El desastre que era España en ese momento -desde Trafalgar, ni barcos
suficientes teníamos- lo puso a huevo. Aun así, la resistencia realista frente
a los que luchaban por la independencia fue dura, tenaz y cruel. Y con
caracteres de guerra civil, además; ya que, tres siglos y pico después de
Colón, buena parte de los de uno y otro bando habían nacido en América (en
Ayacucho, por ejemplo, no llegaban a 900 los soldados realistas nacidos en
España). El caso es que a partir de la sublevación de Riego de 1820 en Cádiz ya
no se mandaron más ejércitos españoles al otro lado del Atlántico -los soldados
se negaban a embarcar-, y los virreyes de allí tuvieron que apañarse con lo que
tenían.
Aun así, hasta las batallas de Ayacucho (Perú, 1824) y Tampico (México,
1829) y la renuncia española de 1836 (a los tres años de palmar, por fin,
Fernando VII), la guerra prosiguió con extrema bestialidad a base de batallas,
ejecuciones de prisioneros y represalias de ambos bandos. No fue, desde luego,
una guerra simpática. Ni fácil. Hubo altibajos, derrotas y victorias para unos
y otros. Hasta los realistas, muy a la española, llegaron alguna vez a matarse
entre ellos. Hubo inmenso valor y hubo cobardías y traiciones. Las juntas que
al principio se habían creado para llenar el vacío de poder en España durante la
guerra contra Napoleón se fueron convirtiendo en gobiernos nacionales, pues de
aquel largo combate, aquel ansia de libertad y aquella sangre empezaron a
surgir las nuevas naciones hispanoamericanas.
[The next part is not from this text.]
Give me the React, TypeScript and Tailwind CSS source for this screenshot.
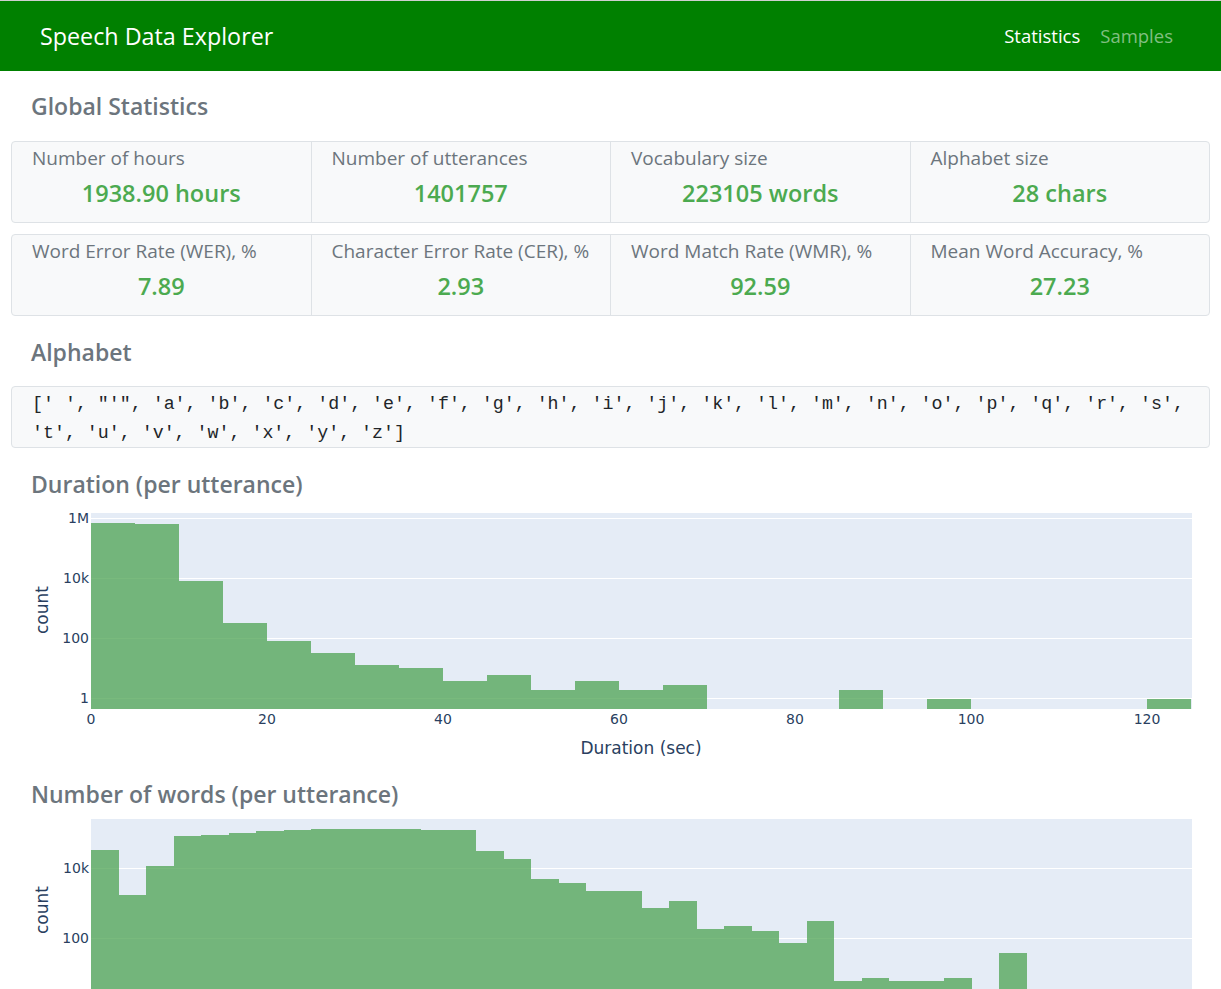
import React from 'react';

const statsTop = [
  { label: 'Number of hours', value: '1938.90 hours' },
  { label: 'Number of utterances', value: '1401757' },
  { label: 'Vocabulary size', value: '223105 words' },
  { label: 'Alphabet size', value: '28 chars' },
];

const statsBottom = [
  { label: 'Word Error Rate (WER), %', value: '7.89' },
  { label: 'Character Error Rate (CER), %', value: '2.93' },
  { label: 'Word Match Rate (WMR), %', value: '92.59' },
  { label: 'Mean Word Accuracy, %', value: '27.23' },
];

// [from, to, top] in seconds / local svg px
const durationBars: [number, number, number][] = [
  [0, 5, 24],
  [5, 10, 25],
  [10, 15, 82],
  [15, 20, 124],
  [20, 25, 142],
  [25, 30, 154],
  [30, 35, 166],
  [35, 40, 169],
  [40, 45, 182],
  [45, 50, 176],
  [50, 55, 191],
  [55, 60, 182],
  [60, 65, 191],
  [65, 70, 186],
  [85, 90, 191],
  [95, 100, 200],
  [120, 125, 200],
];

// top of each word-count bin (page y), null = empty bin
const wordBars: (number | null)[] = [
  850, 895, 866, 836, 835, 833, 831, 830, 829, 829, 829, 829, 830, 830, 851, 859,
  879, 883, 891, 891, 908, 901, 929, 926, 931, 943, 921, 981, 978, 981, 981, 978,
  null, 953, null, null, null, null, null, null,
];

const axisFont = { fontFamily: '"DejaVu Sans", Verdana, sans-serif' };

function StatRow({ items }: { items: { label: string; value: string }[] }) {
  return (
    <div className="flex h-[82px] rounded border border-[#dee2e6] bg-[#f8f9fa]">
      {items.map((it, i) => (
        <div
          key={it.label}
          className={
            i > 0
              ? 'flex-1 border-l border-[#dee2e6] px-5 pt-[3px]'
              : 'flex-1 px-5 pt-[3px]'
          }
        >
          <div className="text-[19px] leading-[26px] text-[#6c757d]">{it.label}</div>
          <div className="mt-[6px] text-center text-[23.5px] font-semibold leading-[32px] text-[#4caa50]">
            {it.value}
          </div>
        </div>
      ))}
    </div>
  );
}

function Heading({ children, className }: { children: React.ReactNode; className: string }) {
  return (
    <h4 className={'pl-5 text-[23px] font-semibold leading-[29px] text-[#6c757d] ' + className}>
      {children}
    </h4>
  );
}

const BAR = '#4ca352';
const AXIS = '#2a3f5f';

function CountTitle({ y }: { y: number }) {
  return (
    <text x={37} y={y} textAnchor="middle" fontSize={17} fill={AXIS} transform={`rotate(-90 37 ${y})`}>
      count
    </text>
  );
}

function DurationChart() {
  const x = (v: number) => 80 + 8.8 * v;
  return (
    <svg width={1199} height={281} className="block" style={axisFont}>
      <rect x={80} y={14} width={1101} height={196} fill="#e5ecf6" />
      {[19.5, 79.5, 139.5, 199.5].map((y) => (
        <line key={y} x1={80} x2={1181} y1={y} y2={y} stroke="#fff" strokeWidth={1} />
      ))}
      {durationBars.map(([a, b, top]) => (
        <rect
          key={a}
          x={x(a)}
          y={top}
          width={x(b) - x(a)}
          height={210 - top}
          fill={BAR}
          fillOpacity={0.75}
          shapeRendering="crispEdges"
        />
      ))}
      {[
        ['1M', 24],
        ['10k', 84],
        ['100', 144],
        ['1', 204],
      ].map(([t, y]) => (
        <text key={t} x={78} y={y} textAnchor="end" fontSize={14} fill={AXIS}>
          {t}
        </text>
      ))}
      {[0, 20, 40, 60, 80, 100, 120].map((v) => (
        <text key={v} x={x(v)} y={225} textAnchor="middle" fontSize={14} fill={AXIS}>
          {v}
        </text>
      ))}
      <text x={630} y={255} textAnchor="middle" fontSize={17} fill={AXIS}>
        Duration (sec)
      </text>
      <CountTitle y={111} />
    </svg>
  );
}

function WordsChart() {
  const w = 1101 / 40;
  return (
    <svg width={1199} height={300} className="block" style={axisFont}>
      <rect x={80} y={10} width={1101} height={290} fill="#e5ecf6" />
      {[59.5, 129.5].map((y) => (
        <line key={y} x1={80} x2={1181} y1={y} y2={y} stroke="#fff" strokeWidth={1} />
      ))}
      {wordBars.map((top, i) =>
        top === null ? null : (
          <rect
            key={i}
            x={80 + i * w}
            y={top - 809}
            width={w}
            height={300 - (top - 809)}
            fill={BAR}
            fillOpacity={0.75}
            shapeRendering="crispEdges"
          />
        )
      )}
      {[
        ['10k', 64],
        ['100', 134],
      ].map(([t, y]) => (
        <text key={t} x={78} y={y} textAnchor="end" fontSize={14} fill={AXIS}>
          {t}
        </text>
      ))}
      <CountTitle y={101} />
    </svg>
  );
}

export default function App() {
  return (
    <div className="h-[989px] overflow-hidden bg-white font-['Open_Sans',sans-serif]">
      <nav className="flex h-[71px] items-center justify-between border-t border-[#cfcfcf] bg-[#008000] pl-10 pr-12">
        <span className="text-[23.3px] leading-[32px] text-white">Speech Data Explorer</span>
        <div className="flex gap-5 text-[18.5px]">
          <span className="text-white">Statistics</span>
          <span className="text-[#80bf80]">Samples</span>
        </div>
      </nav>

      <main className="px-[11px]">
        <Heading className="mt-[21px]">Global Statistics</Heading>
        <div className="mt-[20px]">
          <StatRow items={statsTop} />
        </div>
        <div className="mt-[11px]">
          <StatRow items={statsBottom} />
        </div>

        <Heading className="mt-[22px]">Alphabet</Heading>
        <div className="mt-[19px] h-[62px] rounded border border-[#dee2e6] bg-[#f8f9fa] px-[20px] pt-[3px] font-['Liberation_Mono',monospace] text-[18.3px] leading-[29px] text-[#212529]">
          <div className="whitespace-pre">
            [' ', "'", 'a', 'b', 'c', 'd', 'e', 'f', 'g', 'h', 'i', 'j', 'k', 'l', 'm', 'n', 'o', 'p', 'q', 'r', 's',
          </div>
          <div className="whitespace-pre">'t', 'u', 'v', 'w', 'x', 'y', 'z']</div>
        </div>

        <Heading className="mt-[22px]">Duration (per utterance)</Heading>
        <DurationChart />

        <Heading className="">Number of words (per utterance)</Heading>
        <WordsChart />
      </main>
    </div>
  );
}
Fulanos ilustres como el general San Martín, que había luchado contra
los franceses en España, o el gran Simón Bolívar, realizaron proezas bélicas y
asestaron golpes mortales al aparato militar español. El primero cruzó los
Andes y fue decisivo para las independencias de Argentina, Chile y Perú, y
luego cedió sus tropas a Bolívar, que acabó la tarea del Perú, liberó Venezuela
y Nueva Granada, fundó las repúblicas de Bolivia y Colombia, y con el
zambombazo de Ayacucho, que ganó su mariscal Sucre, le dio la puntilla a los
realistas. Bolívar también intentó crear una federación hispanoamericana como
Dios manda, en plan Estados Unidos; pero eso era complicado en una tierra como
aquélla, donde la insolidaridad, la envidia y la mala leche naturales de la
madre patria habían hecho larga escuela.
Como dicen los clásicos, cada
perro prefería lamerse su propio cipote. No hubo unidad, por tanto; pero sí
nuevos países en los que, como suele ocurrir, el pueblo llano, los indios y la
gente desfavorecida se limitaron a cambiar unos amos por otros; con el
resultado de que, en realidad, siguieron puteados por los de siempre. Y salvo
raras excepciones, así continúan: como un hermoso sueño de libertad y justicia
nunca culminado. Con el detalle de que ya no pueden echar la culpa a los
españoles, porque llevan doscientos años gobernándose ellos solos.